16. A non-transitory machine readable medium having stored thereon instructions for performing a method of managing data caching at a first data cache managed by a host device and at a second data cache managed by a storage array controller of a storage system, comprising machine executable code which when executed by at least one machine, causes the machine to:

classify portions of data according to read access frequencies of the respective portions of data, the portions of data including a first portion of data;

determine that the first portion of data should be removed from the first data cache in accordance with a read access frequency of the first portion of data;

evict the first portion of data from the first data cache in response to determining that the first portion of data should be removed;

send a command to the storage array controller of the second data cache to cache the first portion of data at the second data cache in response to determining that the first portion of data should be removed from the first data cache; and

after evicting the first portion of data from the first data cache, promote a second portion of data to the first data cache in response to a read access frequency of the second portion of data.

17. The non-transitory machine-readable medium of claim 16, wherein the portions of data comprise data extents.

18. The non-transitory machine-readable medium of claim 17, wherein the data extents are defined by Logical Block Addresses (LBAs).

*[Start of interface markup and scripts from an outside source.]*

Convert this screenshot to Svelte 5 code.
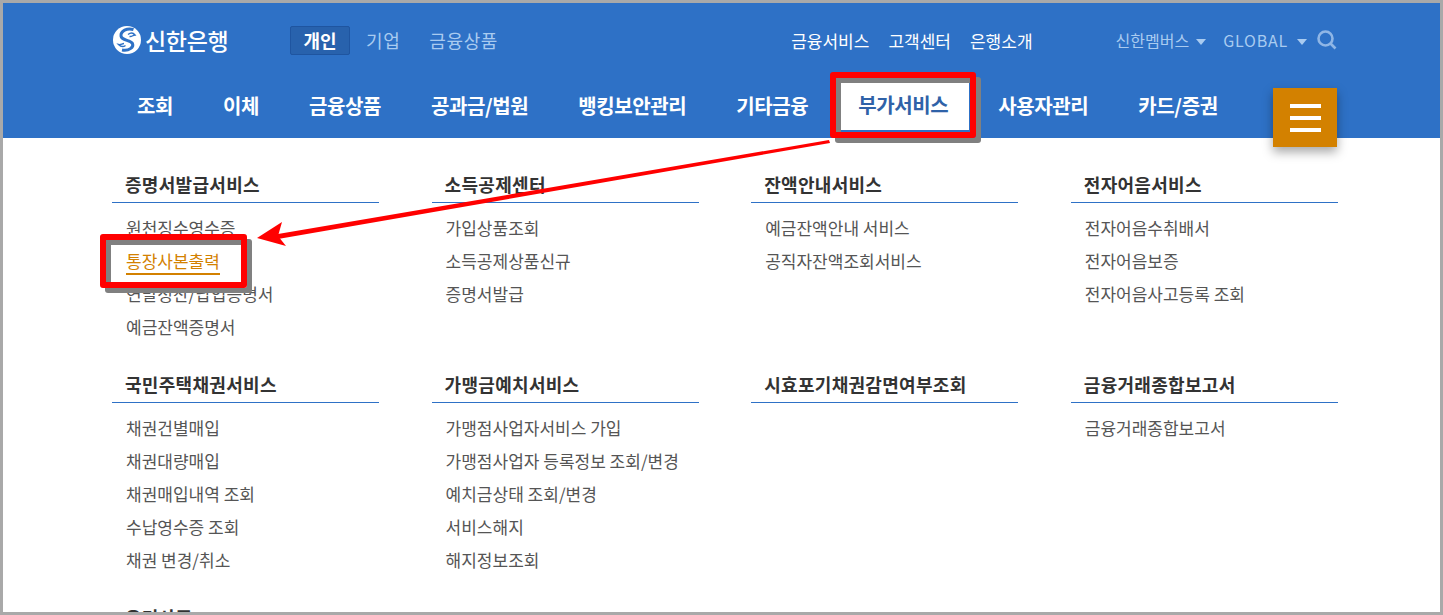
<script>
    const gnb = ["조회", "이체", "금융상품", "공과금/법원", "뱅킹보안관리", "기타금융", "부가서비스", "사용자관리", "카드/증권"]

    const groups = [
        { title: "증명서발급서비스", links: ["원천징수영수증", "통장사본출력", "연말정산/납입증명서", "예금잔액증명서"] },
        { title: "소득공제센터", links: ["가입상품조회", "소득공제상품신규", "증명서발급"] },
        { title: "잔액안내서비스", links: ["예금잔액안내 서비스", "공직자잔액조회서비스"] },
        { title: "전자어음서비스", links: ["전자어음수취배서", "전자어음보증", "전자어음사고등록 조회"] },
        { title: "국민주택채권서비스", links: ["채권건별매입", "채권대량매입", "채권매입내역 조회", "수납영수증 조회", "채권 변경/취소"] },
        { title: "가맹금예치서비스", links: ["가맹점사업자서비스 가입", "가맹점사업자 등록정보 조회/변경", "예치금상태 조회/변경", "서비스해지", "해지정보조회"] },
        { title: "시효포기채권감면여부조회", links: [] },
        { title: "금융거래종합보고서", links: ["금융거래종합보고서"] },
        { title: "우리사주", links: [] }
    ]
</script>

<div class="page">
    <header>
        <div class="top">
            <div class="logo">
                <svg width="28" height="28" viewBox="0 0 28 28">
                    <circle cx="14" cy="14" r="14" fill="#fff" />
                    <path d="M20.5 3.5C14 1.5 7.5 5 8 10C8.5 15 17.5 13.5 19.5 17.5C21 21 16 25.5 9 24" fill="none" stroke="#2e71c6" stroke-width="3" />
                    <path d="M15 8.5C17 7 20 6.5 22 9C20 9 19 11 16.5 10.5M12.5 19.5C10.5 21 8 21 5.5 18.5C8 19 9 17.5 11 17.5" fill="none" stroke="#2e71c6" stroke-width="1.4" />
                </svg>
                <span>신한은행</span>
            </div>
            <nav class="kind">
                <a class="on" href="#a">개인</a>
                <a href="#a">기업</a>
                <a href="#a">금융상품</a>
            </nav>
            <nav class="util">
                <a href="#a">금융서비스</a>
                <a href="#a">고객센터</a>
                <a href="#a">은행소개</a>
            </nav>
            <div class="extra">
                <span class="drop">신한멤버스</span>
                <span class="drop global">GLOBAL</span>
                <svg width="20" height="20" viewBox="0 0 20 20" fill="none" stroke="#8fb6e6" stroke-width="2.6">
                    <circle cx="8.5" cy="8.5" r="7" />
                    <path d="M13.5 13.5L18.5 18.5" />
                </svg>
            </div>
        </div>
        <div class="gnb">
            {#each gnb as item}
                <a class:on={item === "부가서비스"} href="#a">{item}</a>
            {/each}
            <button aria-label="menu"><i></i><i></i><i></i></button>
        </div>
    </header>

    <main>
        {#each groups as g}
            <section>
                <h3>{g.title}</h3>
                {#if g.links.length}
                    <ul>
                        {#each g.links as l}
                            <li><a class:on={l === "통장사본출력"} href="#a">{l}</a></li>
                        {/each}
                    </ul>
                {/if}
            </section>
        {/each}
    </main>

    <!-- screenshot annotations -->
    <div class="mark mark-nav"></div>
    <div class="mark mark-link"></div>
    <svg class="arrow" width="600" height="120" viewBox="256 130 600 120">
        <path d="M278 234L829 140L830 143L278 239Z" fill="#f00" />
        <path d="M257 238L282 222L278 236L286 246Z" fill="#f00" />
    </svg>
    <div class="frame"></div>
</div>

<style>
    :global(body) {
        margin: 0;
        background: #fff;
    }

    .page {
        position: relative;
        width: 1443px;
        height: 615px;
        overflow: hidden;
        font-family: "Noto Sans CJK KR", "Noto Sans", sans-serif;
        box-sizing: border-box;
        padding: 3px 3px 0;
    }

    a {
        text-decoration: none;
        color: inherit;
    }

    header {
        height: 135px;
        background: #2e71c6;
        padding: 0 103px 0 110px;
        box-sizing: border-box;
    }

    .top {
        display: flex;
        align-items: center;
        height: 74px;
    }

    .logo {
        display: flex;
        align-items: center;
        gap: 4px;
        width: 177px;
        color: #fff;
        font-size: 23px;
        font-weight: 500;
        letter-spacing: -0.3px;
    }

    .kind {
        display: flex;
        align-items: center;
        font-size: 18px;
        color: #a9cbf0;
        letter-spacing: 0.6px;
    }

    .kind a {
        margin-right: 29px;
    }

    .kind a.on {
        box-sizing: border-box;
        width: 60px;
        height: 29px;
        line-height: 26px;
        text-align: center;
        background: #2862ad;
        border: 1px solid #1f55a0;
        border-radius: 2px;
        color: #fff;
        font-weight: 700;
        letter-spacing: 0;
        margin-right: 16px;
    }

    .util {
        display: flex;
        gap: 19px;
        margin-left: auto;
        font-size: 17px;
        color: #fff;
    }

    .extra {
        display: flex;
        align-items: center;
        margin-left: 83px;
        font-size: 16px;
        color: #a9cbf0;
    }

    .drop::after {
        content: "";
        display: inline-block;
        margin-left: 7px;
        vertical-align: 2px;
        border: 5px solid transparent;
        border-top: 6px solid #a9cbf0;
        border-bottom: 0;
    }

    .global {
        margin: 0 10px 0 17px;
        letter-spacing: 0.8px;
    }

    .global::after {
        margin-left: 9px;
    }

    .gnb {
        position: relative;
        display: flex;
        align-items: center;
        height: 56px;
        padding-left: 24px;
        gap: 50px;
        font-size: 20px;
        font-weight: 700;
        color: #fff;
        letter-spacing: -0.4px;
    }

    .gnb a.on {
        background: #fff;
        color: #2f62a8;
        margin: 0 -21px;
        padding: 0 21px;
        height: 50px;
        line-height: 50px;
    }

    .gnb button {
        position: absolute;
        right: 0;
        top: 11px;
        width: 64px;
        height: 59px;
        padding: 0;
        border: 0;
        background: #d38100;
        box-shadow: 0 5px 10px rgba(0, 0, 0, 0.35);
        display: flex;
        flex-direction: column;
        align-items: center;
        justify-content: center;
        gap: 8px;
    }

    .gnb button i {
        width: 31px;
        height: 4px;
        background: #fff;
    }

    main {
        display: grid;
        grid-template-columns: repeat(4, 267px);
        column-gap: 52.6px;
        row-gap: 25px;
        padding: 31px 0 0 109px;
        color: #555;
    }

    h3 {
        margin: 0;
        height: 34px;
        line-height: 30px;
        padding-left: 13px;
        box-sizing: border-box;
        font-size: 18px;
        font-weight: 700;
        color: #333;
        border-bottom: 1px solid #2e71c6;
        letter-spacing: 0.3px;
    }

    ul {
        list-style: none;
        margin: 9px 0 0;
        padding: 0 0 0 14px;
        font-size: 17px;
    }

    li {
        height: 33px;
        line-height: 32px;
    }

    li a.on {
        color: #d38100;
        border-bottom: 2px solid #d38100;
    }

    .mark {
        position: absolute;
        box-sizing: border-box;
        border: 6px solid #f00;
        border-radius: 3px;
        box-shadow: 5px 5px 0 #808080, inset 5px 5px 0 #808080;
    }

    .mark-nav {
        left: 830px;
        top: 72px;
        width: 146px;
        height: 66px;
    }

    .mark-link {
        left: 100px;
        top: 234px;
        width: 147px;
        height: 54px;
    }

    .arrow {
        position: absolute;
        left: 256px;
        top: 130px;
    }

    .frame {
        position: absolute;
        inset: 0;
        border: 3px solid #a9a9a9;
        pointer-events: none;
    }
</style>
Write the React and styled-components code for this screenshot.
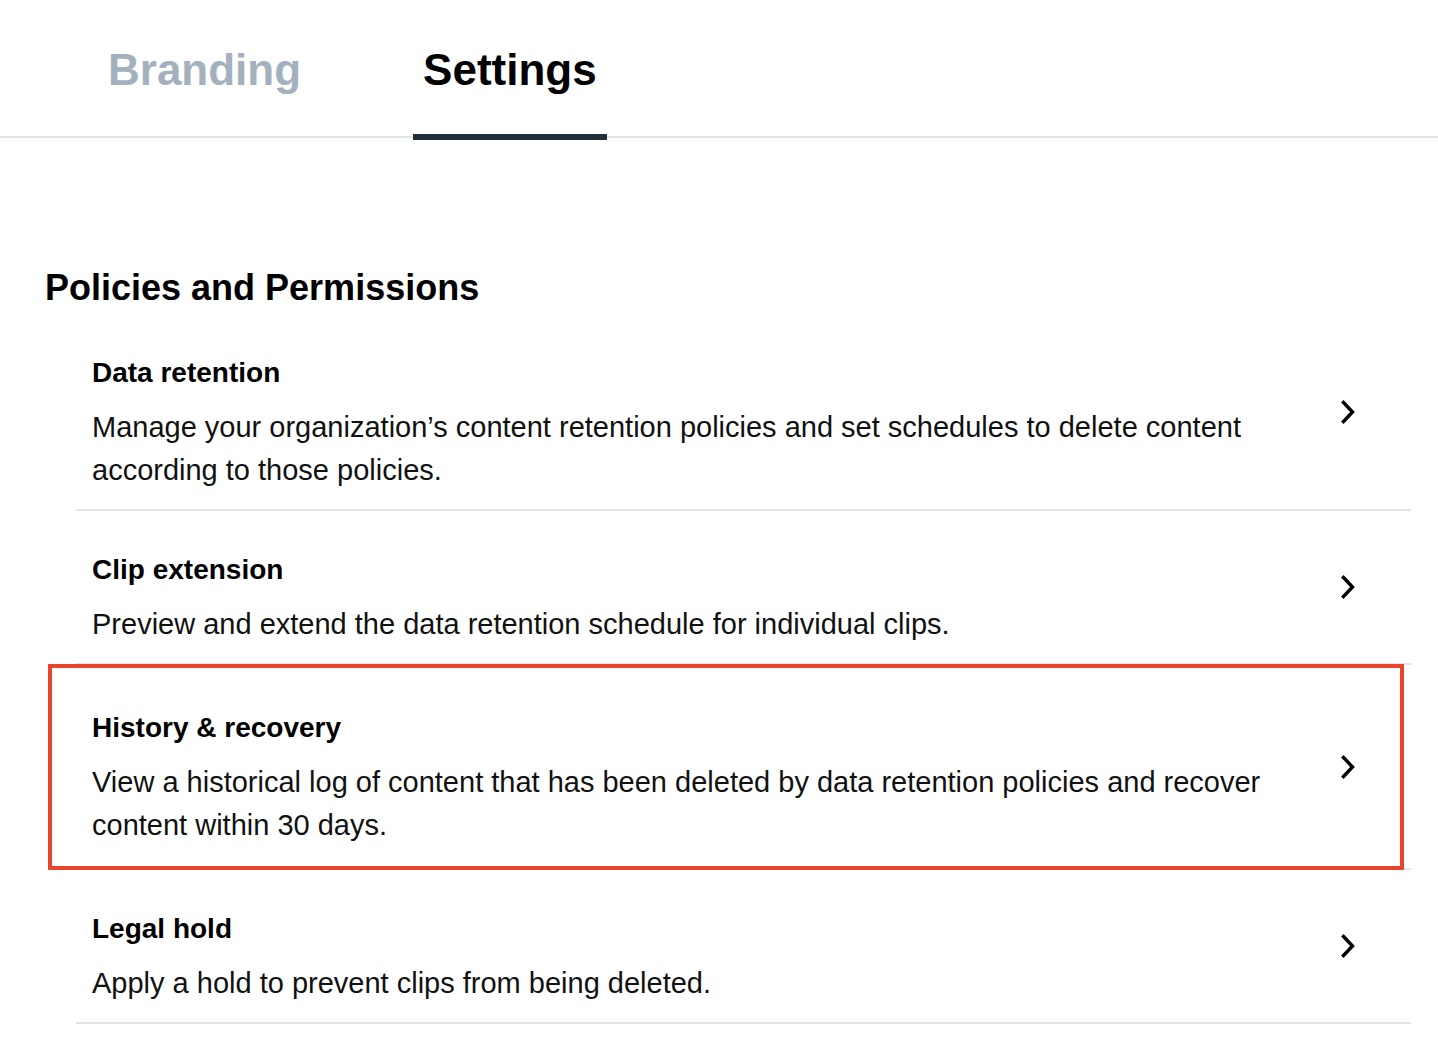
import React from "react";
import styled, { createGlobalStyle } from "styled-components";

const GlobalStyle = createGlobalStyle`
   body {
      margin: 0;
      background: #fff;
      font-family: "Liberation Sans", Helvetica, Arial, sans-serif;
      color: #000;
   }
`;

const items = [
   {
      title: "Data retention",
      text: "Manage your organization’s content retention policies and set schedules to delete content according to those policies.",
   },
   {
      title: "Clip extension",
      text: "Preview and extend the data retention schedule for individual clips.",
   },
   {
      title: "History & recovery",
      text: "View a historical log of content that has been deleted by data retention policies and recover content within 30 days.",
      highlight: true,
   },
   {
      title: "Legal hold",
      text: "Apply a hold to prevent clips from being deleted.",
   },
];

const Chevron = () => (
   <svg width="14" height="24" viewBox="0 0 14 24" fill="none">
      <polyline
         points="2.5,2.5 11.5,12 2.5,21.5"
         stroke="#000"
         strokeWidth="3.4"
         strokeLinecap="square"
         strokeLinejoin="miter"
      />
   </svg>
);

const App = () => {
   return (
      <>
         <GlobalStyle />
         <TabBar>
            <Tab>Branding</Tab>
            <Tab active>Settings</Tab>
         </TabBar>
         <Main>
            <Heading>Policies and Permissions</Heading>
            <List>
               {items.map((item) => (
                  <Row key={item.title} highlight={item.highlight}>
                     <Texts>
                        <h3>{item.title}</h3>
                        <p>{item.text}</p>
                     </Texts>
                     <Chevron />
                  </Row>
               ))}
            </List>
         </Main>
      </>
   );
};

export default App;

const TabBar = styled.nav`
   display: flex;
   gap: 102px;
   padding-left: 98px;
   border-bottom: 2px solid #e1e5e8;
`;

const Tab = styled.div.withConfig({
   shouldForwardProp: (p) => p !== "active",
})`
   padding: 45px 10px 39px;
   margin-bottom: -4px;
   font-size: 44px;
   line-height: 50px;
   font-weight: 700;
   color: ${(p) => (p.active ? "#000" : "#a3b1bf")};
   border-bottom: 6px solid ${(p) => (p.active ? "#232f38" : "transparent")};
   cursor: pointer;
`;

const Main = styled.main`
   padding: 129px 27px 0 0;
`;

const Heading = styled.h2`
   margin: 0 0 5px 45px;
   font-size: 36px;
   line-height: 42px;
   font-weight: 700;
`;

const List = styled.div`
   margin-left: 76px;
`;

const Row = styled.div.withConfig({
   shouldForwardProp: (p) => p !== "highlight",
})`
   position: relative;
   display: flex;
   align-items: center;
   gap: 40px;
   padding: ${(p) => (p.highlight ? "4px 56px 4px 16px" : "0 56px 0 16px")};
   border-bottom: 2px solid #e1e5e8;
   cursor: pointer;
   svg {
      flex-shrink: 0;
   }
   &::after {
      content: "";
      display: ${(p) => (p.highlight ? "block" : "none")};
      position: absolute;
      top: -1px;
      bottom: -2px;
      left: -28px;
      right: 7px;
      border: 4px solid #e9442e;
      pointer-events: none;
   }
`;

const Texts = styled.div`
   flex: 1;
   padding: 44px 0 17px;
   h3 {
      margin: 0 0 18px;
      font-size: 28px;
      line-height: 30px;
      font-weight: 700;
   }
   p {
      margin: 0;
      font-size: 29px;
      line-height: 43px;
      color: #111;
   }
`;
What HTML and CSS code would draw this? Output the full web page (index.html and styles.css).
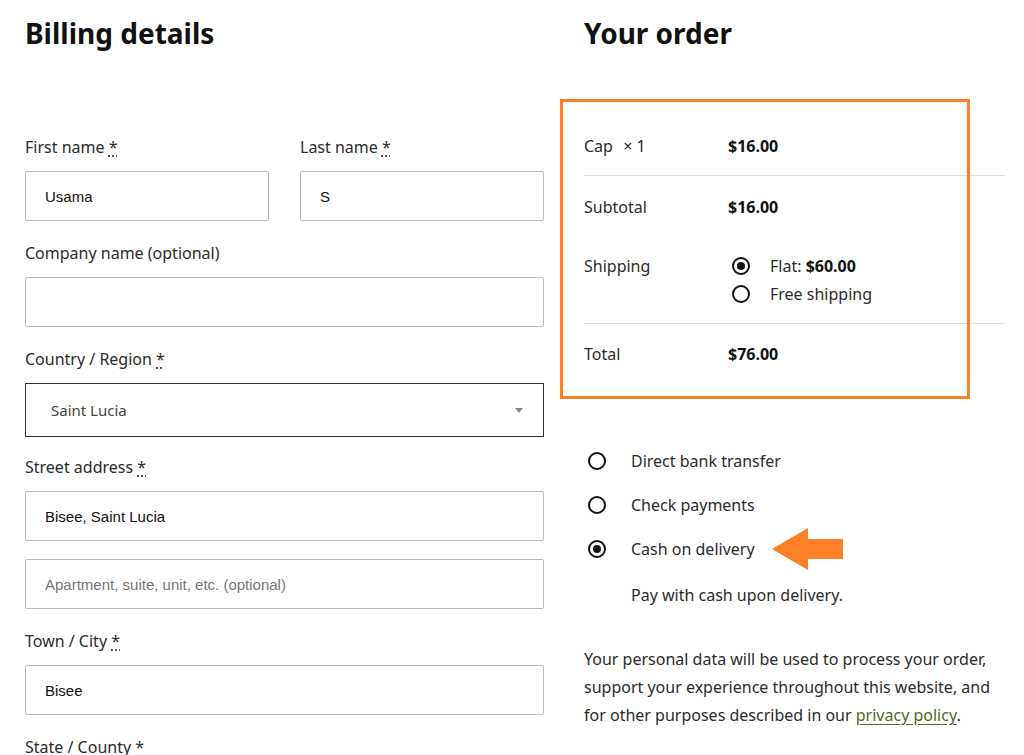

19. The non-transitory machine-readable medium of claim 16, wherein classifying portions of data comprises:

classifying the portions of data into a first category, a second category, and a third category, wherein each of the first, second, and third categories are defined by thresholds of frequency of access.

20. The non-transitory machine-readable medium of claim 16, wherein promoting the second portion of data is performed in response to determining that the read access frequency of the second portion of data has increased.